Lasciando i gustosi dettagli a un profilo successivo su Heres Wine stories, basti dire che nei vini di De’ Ricci ho riscoperto la nobiltà del Vino Nobile.
ENGLISH
De’ Ricci: Rediscovering the Nobility of Vino Nobile di Montepulciano
Of all the wines of Italy, Vino Nobile di Montepulciano boasts the most venerable credentials: a noble name linked to a legendary hill town; a heritage dating beyond 1685 when the poet Francesco Redi declared “Montepulciano of all wines king;” the distinction of being the nation’s first appellation granted the government guarantee of DOCG.
And yet, as I wrote in an article for Decanter in 1987: “Some producers, soothed by sentimentalists who ramble on about tradition, would have been content to go on living the legend forever, doing things more or less as their ancestors had. For if ever there was a wine that represented the old days in Tuscany it was Vino Nobile di Montepulciano. As pragmatists insisted, Vino Nobile was not living up to its name in quality, prestige or price—clearly overshadowed by Brunello di Montalcino, its relatively youthful neighbor across the hills of Siena province.”
At that time, among some forty producers, perhaps a dozen showed signs of enlightenment, though in my hypercritical view, no more than a handful ever achieved excellence. Through ensuing decades, progress was rampant with investments in cellars, vineyards and winemaking expertise. Yet through it all I noted a tendency to standardize Vino Nobile in wines of ample structure and color laden with oak in line with the overblown “international style” promoted by point-driven critics. That style, which often relied on the use of so-called ameliorative varieties (Merlot, Cabernet, etc.) to bolster the basic Sangiovese (here known as Prugnolo Gentile), never much appealed to me. So in recent times my interest in Nobile waned to the point of cherry picking a bottle now and then mainly from wineries I admired back in the 1980s.
Recently, I was jolted out of my apathy when the Heres team informed me that they’d taken on a producer of Vino Nobile, a certain De’ Ricci, and the wines, well, they have to be tasted to be believed. While waiting with my habitual skepticism for bottles to arrive, I was able to engage in a video interview with Enrico Trabalzini, who founded the winery in 2015, with headquarters in the historic Palazzo De’ Ricci in the center of Montepulciano.

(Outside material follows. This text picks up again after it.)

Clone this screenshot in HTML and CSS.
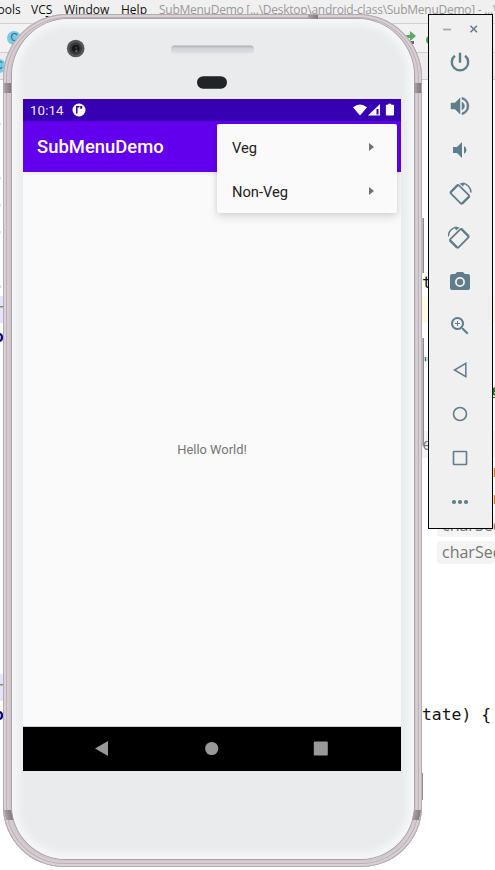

Enrico, who runs the winery with his wife Antonella and sons Nicolò and Francesco, revealed that his passion for vines and wines dates to 1995, when he replanted vineyards inherited from his father. He recalled that as a boy he was practically “adopted” by the De’ Ricci family and that’s why he was able to acquire the palazzo with magnificent cellars that have been described as a “cathedral of wine.” As an agronomist, Enrico manages the 30 hectares of vineyards mainly around the Tenuta Fontecornino, with modern cellars where his son Nicolò is the winemaker working with consultant Maurizio Sentini. As Enrico Trabalzini put it, the De’ Ricci philosophy, simply stated, aims at achieving excellence while fully respecting the typicality of the territory.
Well, the wines arrived: a Vino Nobile di Montepulciano DOCG 2018, a Vino Nobile di Montepulciano DOCG Soraldo 2016, and a Rosso di Montepulciano DOC 2018. And yes, they had to be tasted to be believed, because they turned out to be revelations to a veteran palate jaded by overdoses of overblown Sangiovese.
While leaving the delicious details to a follow-up profile in Heres Wine stories, suffice it to say that in the wines of De’ Ricci I’ve come to rediscover the nobility of Vino Nobile.